Texas A&M: Reality set in at least a few weeks ago that the Aggies are still not an elite football program, and yet Jimbo Fisher’s insane contract makes it impossible to ignore the deep state of discomfort this fan base is experiencing with a 3-2 record. After two shaky wins against Miami and Arkansas, the Aggies reverted to the mean in a 42-24 loss at Mississippi State. It should be absolutely galling to Texas A&M that Mike Leach has a better team in Year 3 at one of the SEC’s more difficult jobs than Fisher does in Year 5 with unlimited resources. And yet, by giving Fisher a contract that runs through 2031 at more than $9 million a year, it almost doesn’t matter what the record is. They’re stuck for a good while.

Fresno State: There’s never a good time to lose to UConn. But you definitely don’t want to be the first FBS-level team to lose to UConn since Oct. 26, 2019. In fact, in UConn’s last 47 games, it has only beaten Rhode Island, Wagner, UMass, Yale, Central Connecticut and now Fresno State. The Bulldogs did not look like a great team early this season, but who knew they were bad enough to gain just 187 total yards and lose 19-14 to the Huskies? After going 10-3 last year under Kalen DeBoer, who left to be the head coach at Washington, it’s hard to imagine such a quick nosedive.

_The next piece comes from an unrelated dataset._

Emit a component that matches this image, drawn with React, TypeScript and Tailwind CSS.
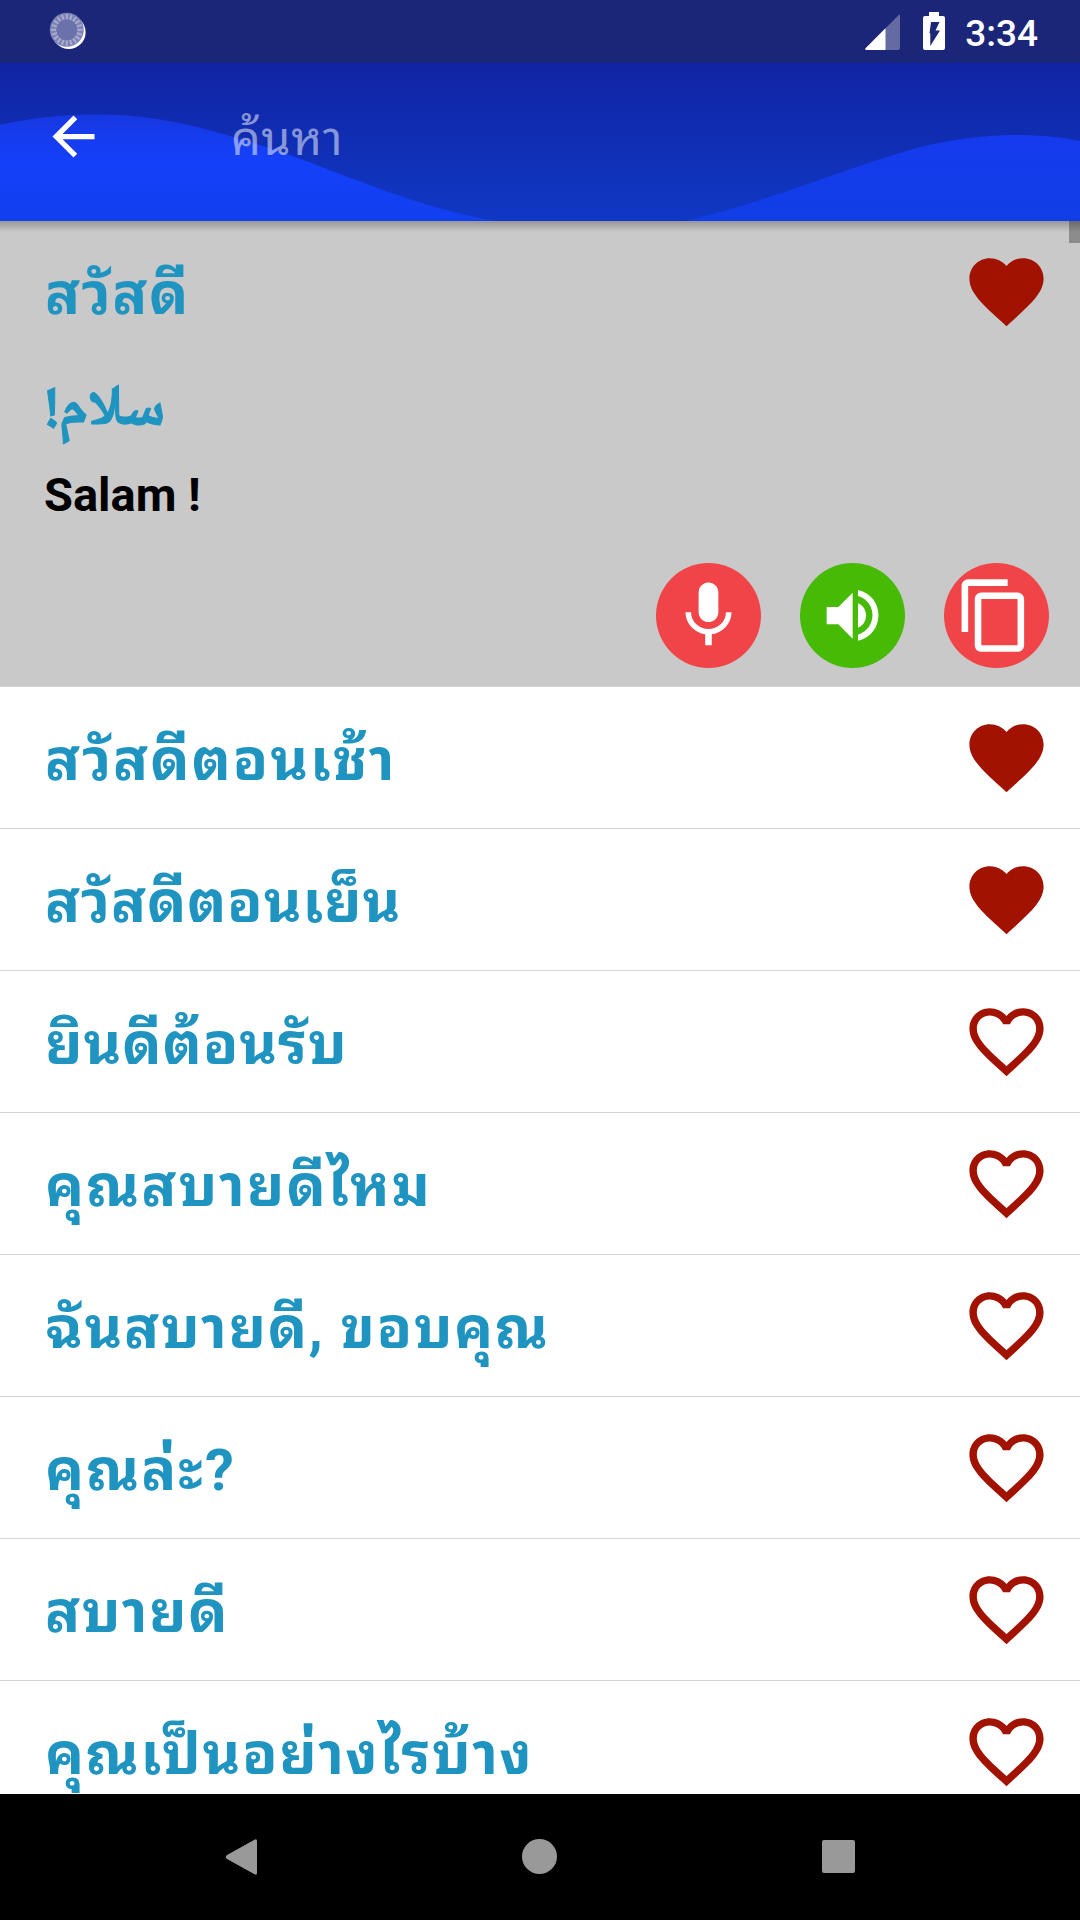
import type { ReactNode } from "react";

const PHRASES = [
  { text: "สวัสดีตอนเช้า", liked: true, tracking: "tracking-[1.9px]" },
  { text: "สวัสดีตอนเย็น", liked: true, tracking: "tracking-[0.8px]" },
  { text: "ยินดีต้อนรับ", liked: false, tracking: "tracking-[0.9px]" },
  { text: "คุณสบายดีไหม", liked: false, tracking: "tracking-[2px]" },
  { text: "ฉันสบายดี, ขอบคุณ", liked: false, tracking: "tracking-[1.6px]" },
  { text: "คุณล่ะ?", liked: false, tracking: "tracking-[2px]" },
  { text: "สบายดี", liked: false, tracking: "tracking-[1.5px]" },
  { text: "คุณเป็นอย่างไรบ้าง", liked: false, tracking: "tracking-[1.6px]" },
];

const TICKS = Array.from({ length: 20 }, (_, i) => i * 18);

function Heart({ filled }: { filled: boolean }) {
  return (
    <svg viewBox="0 0 24 24" className="size-[89px] shrink-0 fill-[#a11200]">
      {filled ? (
        <path d="M12 21.35l-1.45-1.32C5.4 15.36 2 12.28 2 8.5 2 5.42 4.42 3 7.5 3c1.74 0 3.41.81 4.5 2.09C13.09 3.81 14.76 3 16.5 3 19.58 3 22 5.42 22 8.5c0 3.78-3.4 6.86-8.55 11.54L12 21.35z" />
      ) : (
        <path d="M16.5 3c-1.74 0-3.41.81-4.5 2.09C10.91 3.81 9.24 3 7.5 3 4.42 3 2 5.42 2 8.5c0 3.78 3.4 6.86 8.55 11.54L12 21.35l1.45-1.32C18.6 15.36 22 12.28 22 8.5 22 5.42 19.58 3 16.5 3zm-4.4 15.55l-.1.1-.1-.1C7.14 14.24 4 11.39 4 8.5 4 6.5 5.5 5 7.5 5c1.54 0 3.04.99 3.57 2.36h1.87C13.46 5.99 14.96 5 16.5 5c2 0 3.5 1.5 3.5 3.5 0 2.89-3.14 5.74-7.9 10.05z" />
      )}
    </svg>
  );
}

function RoundButton({ color, label, children }: { color: string; label: string; children: ReactNode }) {
  return (
    <button aria-label={label} className={`flex size-[105px] items-center justify-center rounded-full ${color}`}>
      {children}
    </button>
  );
}

function StatusBar() {
  return (
    <div className="flex h-[63px] shrink-0 items-start justify-between bg-[#1b2678] pl-[49px] pr-[42px]">
      <svg viewBox="0 0 40 40" className="mt-3 size-10">
        <circle cx="19.8" cy="20.2" r="16.800" fill="#fff" />
        <circle cx="17.8" cy="17.8" r="17" fill="#7d82b4" />
        {TICKS.map((deg) => (
          <path key={deg} d="M17.8 2v5.500" stroke="#a9acce" strokeWidth="2" transform={`rotate(${deg} 17.8 17.8)`} />
        ))}
        <circle cx="17.8" cy="17.8" r="10.5" fill="#6b71aa" />
      </svg>
      <div className="flex items-start">
        <svg viewBox="0 0 36 36" className="mr-[22px] mt-[14px] size-9">
          <path d="M33.500 1.300q1.500-1.500 1.500.5V34q0 2-2 2H2Q-1 36 .8 34z" fill="#fff" fillOpacity=".32" />
          <path d="M20.500 14.300V36H2Q-1 36 .8 34z" fill="#fff" />
        </svg>
        <svg viewBox="0 0 22 38" className="mr-[20px] mt-3 h-[38px] w-[22px]">
          <path d="M6 0h10v4h4q2 0 2 2v30q0 2-2 2H2q-2 0-2-2V6q0-2 2-2h4z" fill="#fff" />
          <path d="M8 10h8.500l-4 8.500H17L7.300 34V21.500H6.500z" fill="#1b2678" />
        </svg>
        <span className="mt-3 text-[37px] font-medium leading-[44px] text-white">3:34</span>
      </div>
    </div>
  );
}

function SearchBar() {
  return (
    <header className="relative h-[158px] shrink-0 bg-linear-to-b from-[#1024a4] to-[#1038c4]">
      <svg viewBox="0 63 1080 158" preserveAspectRatio="none" className="absolute inset-0 h-full w-full">
        <defs>
          <linearGradient id="wave" x1="0" y1="0" x2="0" y2="1">
            <stop offset="0" stopColor="#1638e2" />
            <stop offset=".45" stopColor="#1540fa" />
            <stop offset="1" stopColor="#123fee" />
          </linearGradient>
          <linearGradient id="waveRight" x1="0" y1="0" x2="0" y2="1">
            <stop offset="0" stopColor="#163aee" />
            <stop offset="1" stopColor="#103ee6" />
          </linearGradient>
        </defs>
        <path d="M0 125C30 118 60 114.500 95 114.500C170 114.500 225 134 290 155C350 177 420 208 495 221H0z" fill="url(#wave)" />
        <path d="M686 221C760 204 830 174 900 153C975 130 1040 133 1080 141V221z" fill="url(#waveRight)" />
      </svg>
      <div className="relative flex h-full items-center pl-[42px]">
        <svg viewBox="0 0 24 24" className="mb-[11px] size-[63px] fill-white">
          <path d="M20 11H7.830l5.590-5.590L12 4l-8 8 8 8 1.410-1.410L7.830 13H20v-2z" />
        </svg>
        <span className="mb-[8px] ml-[126px] text-[47px] leading-[63px] tracking-[0.5px] text-white/50">ค้นหา</span>
      </div>
    </header>
  );
}

function OpenPhrase() {
  return (
    <section className="relative h-[466px] shrink-0 border-b border-[#d2d2d2] bg-[#c9c9c9] text-[#2094c0]">
      <div className="absolute inset-x-0 top-0 h-[11px] bg-linear-to-b from-black/25 to-transparent" />
      <div className="absolute right-0 top-0 h-[22px] w-[11px] bg-black/30" />
      <div className="flex h-[141px] items-center justify-between pl-[45px] pr-[29px]">
        <span className="pt-1.5 text-[58px] font-bold tracking-[1.5px]">สวัสดี</span>
        <Heart filled />
      </div>
      <div className="flex flex-col items-start pl-[44px]">
        <span className="mt-[17px] font-['Noto_Naskh_Arabic','Noto_Sans_Arabic','DejaVu_Sans',sans-serif] text-[58px] font-bold leading-[68px] [-webkit-text-stroke:1px_#2094c0]">
          !سلام
        </span>
        <span className="mt-[18px] text-[47px] font-bold leading-[60px] text-black">Salam !</span>
      </div>
      <div className="mt-[38px] flex justify-end gap-[39px] pr-[31px]">
        <RoundButton color="bg-[#f04448]" label="บันทึกเสียง">
          <svg viewBox="0 0 24 24" className="size-[79px] fill-white">
            <path d="M12 14c1.660 0 2.990-1.340 2.990-3L15 5c0-1.660-1.340-3-3-3S9 3.340 9 5v6c0 1.660 1.340 3 3 3zm5.300-3c0 3-2.540 5.100-5.300 5.100S6.700 14 6.700 11H5c0 3.410 2.720 6.230 6 6.720V21h2v-3.280c3.280-.48 6-3.300 6-6.720h-1.700z" />
          </svg>
        </RoundButton>
        <RoundButton color="bg-[#46ba04]" label="ฟัง">
          <svg viewBox="0 0 315 315" className="size-[105px] fill-white">
            <path d="M80 132h35l43-43v138l-43-43H80z" />
            <path d="M174 121c32 12 32 61 0 73z" />
            <path d="M174 81c82 18 82 134 0 152v-18c58-18 58-99 0-116z" />
          </svg>
        </RoundButton>
        <RoundButton color="bg-[#f04448]" label="คัดลอก">
          <svg viewBox="0 0 24 24" className="mr-[5px] size-[79px] fill-white">
            <path d="M16 1H4c-1.100 0-2 .9-2 2v14h2V3h12V1zm3 4H8c-1.100 0-2 .9-2 2v14c0 1.100.9 2 2 2h11c1.100 0 2-.9 2-2V7c0-1.100-.9-2-2-2zm0 16H8V7h11v14z" />
          </svg>
        </RoundButton>
      </div>
    </section>
  );
}

function NavigationBar() {
  return (
    <nav className="flex h-[126px] shrink-0 items-center justify-between bg-black px-[225px] pb-px">
      <svg viewBox="0 0 32 36" className="h-9 w-8 fill-[#999]">
        <path d="M29.500.7Q32-.6 32 2v32q0 2.600-2.500 1.300L2 20Q-.5 18 2 16z" />
      </svg>
      <div className="size-[35px] rounded-full bg-[#999]" />
      <div className="size-[33px] rounded-[2px] bg-[#999]" />
    </nav>
  );
}

export default function App() {
  return (
    <div className="flex h-[1920px] w-[1080px] flex-col overflow-hidden bg-white font-[Roboto,'Noto_Sans_Thai_Looped','Noto_Sans_Thai',sans-serif]">
      <StatusBar />
      <SearchBar />
      <main className="flex min-h-0 flex-1 flex-col overflow-hidden">
        <OpenPhrase />
        <ul>
          {PHRASES.map((phrase) => (
            <li
              key={phrase.text}
              className="flex h-[142px] items-center justify-between border-b border-[#d5d5d5] pl-[45px] pr-[29px]"
            >
              <span className={`pt-1.5 text-[58px] font-bold text-[#2094c0] ${phrase.tracking}`}>{phrase.text}</span>
              <Heart filled={phrase.liked} />
            </li>
          ))}
        </ul>
      </main>
      <NavigationBar />
    </div>
  );
}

Pittsburgh: There are few greater indignities in college football than losing to a team that has been such a dumpster fire that it fired the coach with several games left in the season. And yet, sometimes suffering those kinds of indignities is Pitt’s cross to bear. There was really no reason for Georgia Tech to win any game this year, much less five days after firing Geoff Collins. And yet the Yellow Jackets managed to find an easy mark in Pitt, which completely imploded in the fourth quarter of a 26-21 loss. After breaking out to win an ACC title last year, it’s back to the mushy middle for the Panthers where there is little sense to be made of any win or loss in a given week.